If so, only a fraction of that was lost to space, and the rest must remain somewhere.
McKay also argues that estimates of how much might lurk below the surface are simply guesses. “We don’t have good data and will need to drill deeply to get it,” he says.
All the way back in 1991, he adds, he and colleagues noted that whether Mars can be terraformed depends on both its initial supply of crucial gases and how much of them has been lost to space. “This is still correct,” he says.
In fact, he says, the real problem may not be the existence of planet-warming gases such as carbon dioxide, but nitrogen, which is an essential nutrient for life. “It there is not enough nitrogen, then all terraforming is off until the distant future,” he says.
Canadian science fiction author Robert Sawyer adds that Mars also hosts another potential greenhouse gas in the form of water, which might be locked up beneath its surface in significant quantities. In addition, he says, the planet could be warmed directly with large orbiting mirrors that focus sunlight on its surface — an idea long proposed in both the scientific and science-fiction literature.
“I have no doubt that within 50 years — the time that now separates us from the first manned lunar orbit — we will have technologies capable of terraforming Mars,” he says.
Jakosky and Edwards don’t disagree.

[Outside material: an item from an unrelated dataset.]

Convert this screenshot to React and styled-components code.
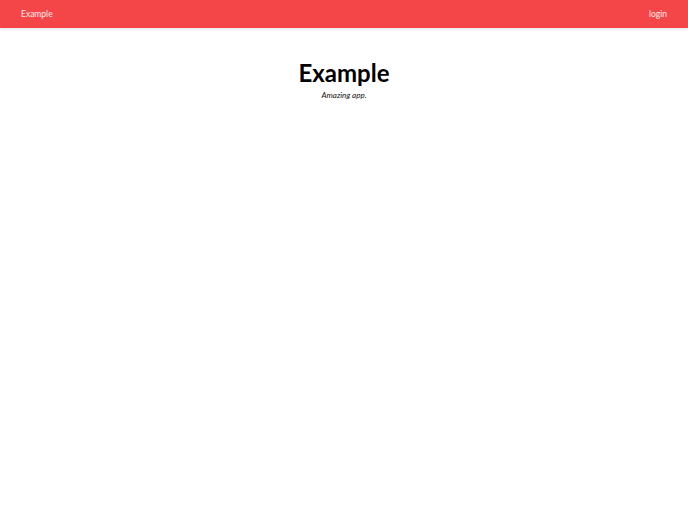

In fact, when it comes to exotic proposals, they’d go even farther than Sawyer, suggesting that in theory it might be possible to flood the planet’s atmosphere with artificial gases, such as chloroflurocarbon gases (CFS), far more potent at planet warming than carbon dioxide. But manufacturing these chemicals on the Martian surface, they argue, is beyond the reach of current technology.
“All we’re saying is that with today’s technology, you can’t do it,” Jakosky says. “I don’t know where we’ll be in 20, 50, 100, or 200 years.”